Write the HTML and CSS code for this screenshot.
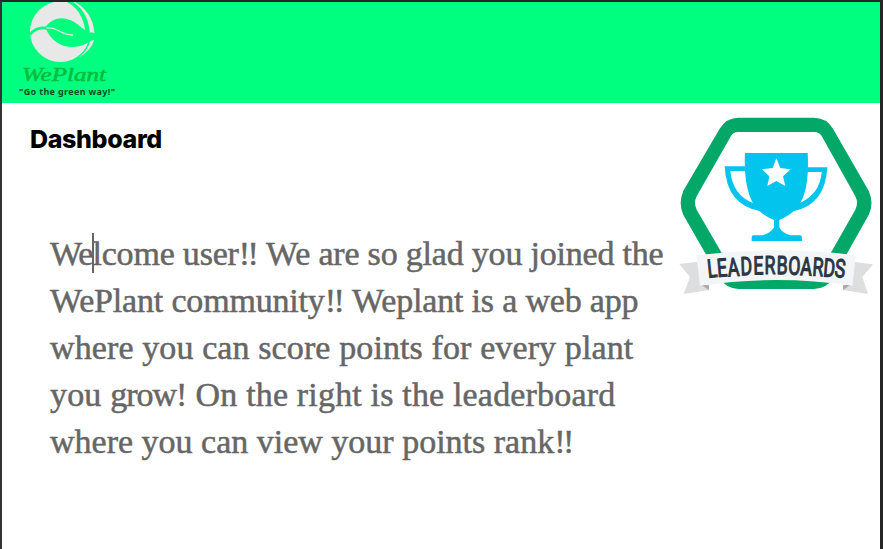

■ ■ ■ ■ ■ ■ ■

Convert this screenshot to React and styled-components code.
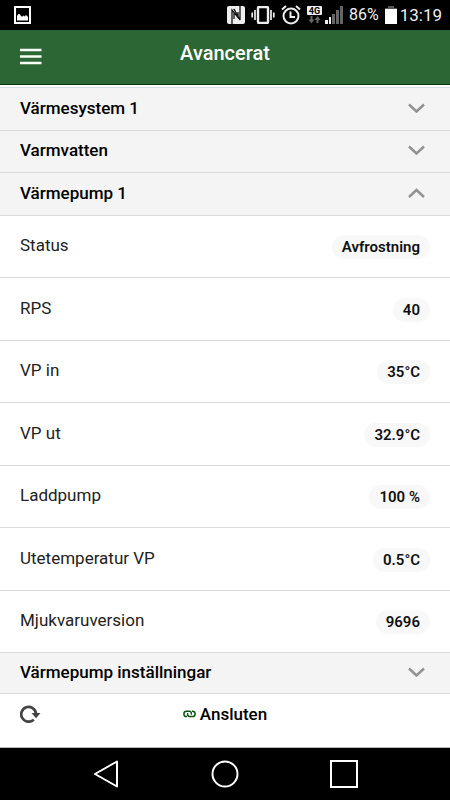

■ ■ ■ ■ ■ ■ ■

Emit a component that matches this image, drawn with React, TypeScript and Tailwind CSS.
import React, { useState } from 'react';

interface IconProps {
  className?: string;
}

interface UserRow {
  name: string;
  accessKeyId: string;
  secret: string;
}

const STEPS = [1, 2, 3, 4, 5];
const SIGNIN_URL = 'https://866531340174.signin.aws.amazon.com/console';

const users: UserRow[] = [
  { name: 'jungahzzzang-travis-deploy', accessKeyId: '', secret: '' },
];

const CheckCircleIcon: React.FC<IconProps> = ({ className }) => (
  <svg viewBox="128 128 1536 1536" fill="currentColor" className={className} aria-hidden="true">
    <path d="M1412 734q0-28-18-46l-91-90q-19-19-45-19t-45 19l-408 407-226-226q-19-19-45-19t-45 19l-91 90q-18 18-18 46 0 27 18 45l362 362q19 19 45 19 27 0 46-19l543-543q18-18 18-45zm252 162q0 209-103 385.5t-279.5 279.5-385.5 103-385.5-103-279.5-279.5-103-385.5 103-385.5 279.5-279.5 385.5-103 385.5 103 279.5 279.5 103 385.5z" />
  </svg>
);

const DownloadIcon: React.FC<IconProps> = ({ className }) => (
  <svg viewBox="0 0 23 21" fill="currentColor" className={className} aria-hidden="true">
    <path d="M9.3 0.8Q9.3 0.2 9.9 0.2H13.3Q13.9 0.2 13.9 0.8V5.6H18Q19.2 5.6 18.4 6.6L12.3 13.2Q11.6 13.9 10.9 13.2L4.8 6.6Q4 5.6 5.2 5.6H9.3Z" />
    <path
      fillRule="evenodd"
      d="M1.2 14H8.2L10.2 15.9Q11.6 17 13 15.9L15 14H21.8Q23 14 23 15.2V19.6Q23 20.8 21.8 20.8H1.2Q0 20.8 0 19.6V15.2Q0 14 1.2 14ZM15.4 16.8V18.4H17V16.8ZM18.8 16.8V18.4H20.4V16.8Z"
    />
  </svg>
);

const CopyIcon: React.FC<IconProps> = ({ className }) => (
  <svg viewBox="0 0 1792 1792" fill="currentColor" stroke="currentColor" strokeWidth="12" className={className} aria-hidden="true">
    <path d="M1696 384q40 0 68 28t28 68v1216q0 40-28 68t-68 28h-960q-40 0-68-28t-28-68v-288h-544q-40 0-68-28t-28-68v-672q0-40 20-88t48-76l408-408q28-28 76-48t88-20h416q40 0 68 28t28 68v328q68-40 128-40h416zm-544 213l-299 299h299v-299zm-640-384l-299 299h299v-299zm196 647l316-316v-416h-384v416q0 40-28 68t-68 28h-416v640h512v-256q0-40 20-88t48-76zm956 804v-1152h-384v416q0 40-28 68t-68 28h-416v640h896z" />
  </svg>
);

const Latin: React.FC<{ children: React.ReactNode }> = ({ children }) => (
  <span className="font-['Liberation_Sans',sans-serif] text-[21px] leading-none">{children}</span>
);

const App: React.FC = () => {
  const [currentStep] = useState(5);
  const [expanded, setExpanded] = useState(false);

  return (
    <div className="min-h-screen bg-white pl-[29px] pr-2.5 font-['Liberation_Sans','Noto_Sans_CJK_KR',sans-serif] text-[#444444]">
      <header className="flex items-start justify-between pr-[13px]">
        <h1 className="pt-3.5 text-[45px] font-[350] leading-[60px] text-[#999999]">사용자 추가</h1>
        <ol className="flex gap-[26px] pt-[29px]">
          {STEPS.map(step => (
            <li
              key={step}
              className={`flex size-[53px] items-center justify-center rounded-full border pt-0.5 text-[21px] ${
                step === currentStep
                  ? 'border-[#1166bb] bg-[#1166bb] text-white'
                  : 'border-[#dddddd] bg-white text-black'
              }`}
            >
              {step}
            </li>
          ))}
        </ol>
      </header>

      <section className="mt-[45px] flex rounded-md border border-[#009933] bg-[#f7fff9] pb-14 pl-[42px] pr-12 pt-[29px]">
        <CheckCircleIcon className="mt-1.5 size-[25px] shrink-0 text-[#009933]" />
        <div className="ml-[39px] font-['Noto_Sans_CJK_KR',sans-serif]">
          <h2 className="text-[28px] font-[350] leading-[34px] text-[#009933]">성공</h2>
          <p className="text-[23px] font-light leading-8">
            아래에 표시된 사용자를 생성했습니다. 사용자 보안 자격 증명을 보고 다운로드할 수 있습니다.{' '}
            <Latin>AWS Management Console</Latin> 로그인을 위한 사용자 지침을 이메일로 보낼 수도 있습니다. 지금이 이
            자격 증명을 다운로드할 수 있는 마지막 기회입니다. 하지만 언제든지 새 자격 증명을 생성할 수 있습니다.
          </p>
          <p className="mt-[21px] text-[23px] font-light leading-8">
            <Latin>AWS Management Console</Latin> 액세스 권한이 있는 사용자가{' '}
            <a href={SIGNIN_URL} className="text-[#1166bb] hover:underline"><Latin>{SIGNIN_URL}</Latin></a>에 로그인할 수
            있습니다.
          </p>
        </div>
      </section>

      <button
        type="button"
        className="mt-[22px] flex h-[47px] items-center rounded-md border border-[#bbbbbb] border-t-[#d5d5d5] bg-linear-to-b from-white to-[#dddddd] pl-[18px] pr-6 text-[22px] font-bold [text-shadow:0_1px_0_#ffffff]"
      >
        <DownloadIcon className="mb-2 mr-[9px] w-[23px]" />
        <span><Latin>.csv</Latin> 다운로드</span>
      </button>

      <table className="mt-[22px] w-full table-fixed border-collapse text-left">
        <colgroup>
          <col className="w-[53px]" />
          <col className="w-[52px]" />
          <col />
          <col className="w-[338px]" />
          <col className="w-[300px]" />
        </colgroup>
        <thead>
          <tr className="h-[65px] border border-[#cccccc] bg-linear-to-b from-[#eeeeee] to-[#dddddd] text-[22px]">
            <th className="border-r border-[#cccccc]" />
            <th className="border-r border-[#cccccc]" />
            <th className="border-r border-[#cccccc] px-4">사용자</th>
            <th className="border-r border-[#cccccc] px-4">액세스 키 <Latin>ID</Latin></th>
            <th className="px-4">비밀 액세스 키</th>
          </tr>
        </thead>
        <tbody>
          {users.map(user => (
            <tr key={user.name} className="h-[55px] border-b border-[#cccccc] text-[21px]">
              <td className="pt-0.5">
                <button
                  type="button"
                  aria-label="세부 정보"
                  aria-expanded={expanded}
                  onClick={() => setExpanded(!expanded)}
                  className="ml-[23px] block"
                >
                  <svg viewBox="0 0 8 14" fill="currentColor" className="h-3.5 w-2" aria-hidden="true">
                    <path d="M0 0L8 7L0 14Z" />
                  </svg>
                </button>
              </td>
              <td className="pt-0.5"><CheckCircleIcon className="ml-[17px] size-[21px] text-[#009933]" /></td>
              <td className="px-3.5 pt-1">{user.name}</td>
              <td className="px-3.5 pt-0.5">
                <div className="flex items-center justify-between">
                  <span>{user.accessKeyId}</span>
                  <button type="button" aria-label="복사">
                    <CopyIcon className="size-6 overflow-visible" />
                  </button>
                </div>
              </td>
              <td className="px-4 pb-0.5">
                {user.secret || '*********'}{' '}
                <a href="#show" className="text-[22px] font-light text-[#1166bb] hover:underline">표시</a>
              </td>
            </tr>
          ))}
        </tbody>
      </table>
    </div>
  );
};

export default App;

■ ■ ■ ■ ■ ■ ■

Copy out each line of the material that holds the word "this".

• [TASK ANSWER]:
Write the HTML and CSS code for this screenshot.
Convert this screenshot to React and styled-components code.
Emit a component that matches this image, drawn with React, TypeScript and Tailwind CSS.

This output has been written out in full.